D'autre part, la Commission rappelle que les marchés publics sont utilisés - on pourrait dire instrumentalisés - à des fins diverses et variées, qu'il s'agisse de l'innovation, de l'inclusion sociale, de la durabilité économique et environnementale ou encore de la réduction du gaspillage ainsi que de la fraude et de la corruption. Les Etats membres attendent ainsi beaucoup des marchés publics, qui sont devenus pour la grande majorité d'entre un des fers de lance de leurs politiques publiques.

C'est dans ce contexte qu'il apparait plus que nécessaire d'œuvrer pour "l'amélioration générale de l'ensemble des compétences, aptitudes, connaissances et expériences professionnelles des personnes qui accomplissent des taches liées à la passation des marchés publics".

Pour une démarche stratégique globale

La méthode proposée par la Commission tourne autour de trois objectifs.

Le premier est relatif à l'élaboration et la mise en œuvre par les Etats membres de stratégies à long terme de professionnalisation de la passation des marchés publics, ce qui nécessite " un soutien politique de haut niveau". On se situe donc clairement dans le champ de la décision politique, qu'elle soit nationale ou locale ; décision qui doit se fonder, notamment, "sur l'expertise et l'appui des établissements de formation, des centrales d'achat et des organisations professionnelles axées sur les marchés publics". Ce volet de la recommandation doit parler à un pays comme la France, qui est plutôt bien pourvue en la matière. Il en est d'ailleurs de même s'agissant de l'ambition pointée par la recommandation de mise en place et de soutien d'offres de formation initiale au niveau des deuxième et troisième cycles universitaire. A l'instar des spécialités de Master 2 qui existent au sein de certaines universités, comme le M2 achat public de Paris - Saclay, qui repose sur une formation pluridisciplinaire mêlant entre autres le droit et le chiffre, les moyens d'atteindre une telle ambition existent et mériteraient d'être encore développés.

Le deuxième objectif est axé sur les ressources humaines, et plus particulièrement sur la formation et la gestion des carrières des praticiens des marchés publics, dans le but de disposer d'un personnel "expérimenté, compétent et motivé" en lui offrant les formations initiales et continues nécessaires.
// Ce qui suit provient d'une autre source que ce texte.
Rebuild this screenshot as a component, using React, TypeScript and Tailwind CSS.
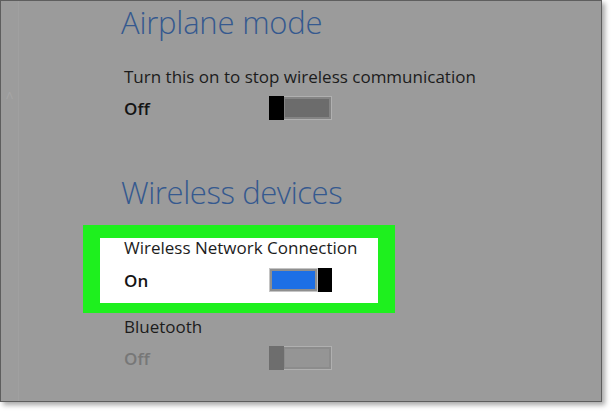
import React from "react";

type ToggleProps = {
  state: "on" | "off" | "disabled";
};

function Toggle({ state }: ToggleProps) {
  if (state === "on") {
    return (
      <div className="flex h-[24px] w-[63px] shrink-0">
        <div className="flex-1 border border-[#c4c4c4] bg-[#8f8f8f] p-[2px]">
          <div className="h-full w-full bg-[#1d6fe6]" />
        </div>
        <div className="w-[14px] bg-black" />
      </div>
    );
  }

  const thumb = state === "off" ? "bg-black" : "bg-[#6e6e6e]";
  const fill = state === "off" ? "bg-[#6c6c6c]" : "bg-[#959595]";
  const ring = state === "off" ? "bg-[#848484]" : "bg-[#8c8c8c]";

  return (
    <div className="flex h-[24px] w-[63px] shrink-0">
      <div className={`w-[15px] ${thumb}`} />
      <div className={`flex-1 border border-l-0 border-[#b0b0b0] p-[2px] pl-[1px] ${ring}`}>
        <div className={`h-full w-full ${fill}`} />
      </div>
    </div>
  );
}

function SettingRow({
  value,
  state,
  muted = false,
}: {
  value: string;
  state: "on" | "off" | "disabled";
  muted?: boolean;
}) {
  return (
    <div className="flex items-start">
      <div
        className={`mt-[3px] w-[145px] text-[17px] font-semibold leading-[20px] ${
          muted ? "text-[#777777]" : "text-[#141414]"
        }`}
      >
        {value}
      </div>
      <Toggle state={state} />
    </div>
  );
}

export default function App() {
  return (
    <div
      className="h-[411px] w-[611px] bg-white"
      style={{ fontFamily: '"Open Sans", "Liberation Sans", sans-serif' }}
    >
      <div className="flex h-[402px] w-[602px] overflow-hidden border border-[#5e5e5e] bg-[#9b9b9b] shadow-[3px_3px_5px_rgba(0,0,0,0.35)]">
        {/* left edge of the settings pane */}
        <div className="flex w-[18px] shrink-0 flex-col items-center border-r border-[#a0a0a0] bg-[#9c9c9c] pt-[88px] text-[14px] leading-none text-[#a5a5a5]">
          ˄
        </div>

        <div className="flex flex-col pl-[105px] text-[#1c1c1c]">
          <h1 className="-ml-[3px] pt-[1px] text-[31px] font-light leading-[40px] tracking-[-0.2px] text-[#35598f]">
            Airplane mode
          </h1>
          <p className="mt-[25px] text-[17px] leading-[20px]">
            Turn this on to stop wireless communication
          </p>
          <div className="mt-[9px]">
            <SettingRow value="Off" state="off" />
          </div>

          <h2 className="-ml-[3px] mt-[52px] text-[31px] font-light leading-[40px] tracking-[-0.4px] text-[#35598f]">
            Wireless devices
          </h2>

          {/* highlighted setting */}
          <div className="-ml-[41px] mt-[13px] w-[312px] border-x-[17px] border-b-[10px] border-t-[15px] border-[#1ef01e]">
            <div className="bg-white pb-[11px] pl-[24px]">
              <p className="-mt-[2px] text-[17px] leading-[20px]">
                Wireless Network Connection
              </p>
              <div className="mt-[10px]">
                <SettingRow value="On" state="on" />
              </div>
            </div>
          </div>

          <p className="mt-[4px] text-[17px] leading-[20px]">Bluetooth</p>
          <div className="mt-[9px]">
            <SettingRow value="Off" state="disabled" muted />
          </div>
        </div>
      </div>
    </div>
  );
}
On ne peut qu'adhérer à cet objectif de mise en place d'un filière métier "achat public" au sein de la fonction publique, sachant qu'elle devra s'adapter à certaines de ses caractéristiques s'agissant par exemple de la mobilité de ses agents.

Enfin, le troisième porte sur le volet systèmes, c'est à dire la mise à disposition auprès des praticiens des marchés publics des "outils et processus de passation intelligente", notamment électroniques, accompagnée "du regroupement des connaissances et de l'échange des bonnes pratiques". A noter parmi ces dernières, l'élaboration de codes de déontologie et de "chartes concernant l'intégrité" mais aussi, entre autres, de "documents d'orientation et manuels méthodologiques ainsi que de répertoires recensant les bonnes pratiques et erreurs les plus courantes", ou encore le développement des "communautés de praticiens à travers des forums en ligne et des réseaux sociaux professionnels".

Beau programme en perspective, sachant que les séances d'échanges et retours d'expérience partagés entre les représentants des acheteurs des Etats membres qui se sont déroulées dans la perspective de la rédaction de cette recommandation ont révélé que la plupart d'entre eux avaient d'ores et déjà largement commencé à le mettre en œuvre.

Jean-Marc PEYRICAL
Cabinet Peyrical & Sabattier Associés
Président de l’APASP
Directeur Scientifique du Cercle Colbert


Ne pas se tromper de cible



Le récent déplacement du président de la République lors de la conférence des territoires ultra périphériques qui s'est tenue en Guyane a mis en lumière l'importance pour lui de la commande publique et de l'achat local dans une perspective de développement économique. Mais, et c'est en cela que la recommandation de la Commission européenne - dont le président était d'ailleurs également présent en Guyane - sonne juste. Au-delà des problèmes juridiques susceptibles d'être rencontrés par une pratique mal maitrisée du localisme, l'impact de la commande publique ne pourra être efficace que s'il y a des élus et agents à la hauteur, notamment en termes de compétences, pour élaborer et mettre en œuvre de vraies stratégies et actions d'achat.
Par ailleurs, et cela vaut tout autant pour les collectivités d'outre-mer que pour celles de métropole, encore faut-il que les entreprises de ces territoires suivent la demande et proposent des offres à la fois compétitives et de qualité, ce qui est loin d'être évident dans un certain nombre de secteurs. En clair, sans modèle économique réfléchi et un tant soit peu éprouvé, tout choix politique et juridique en matière de commande publique - comme celui consistant à donner la possibilité aux acheteurs d'imposer dans leurs marchés le recours à un quota déterminé de PME - risque de rester lettre morte.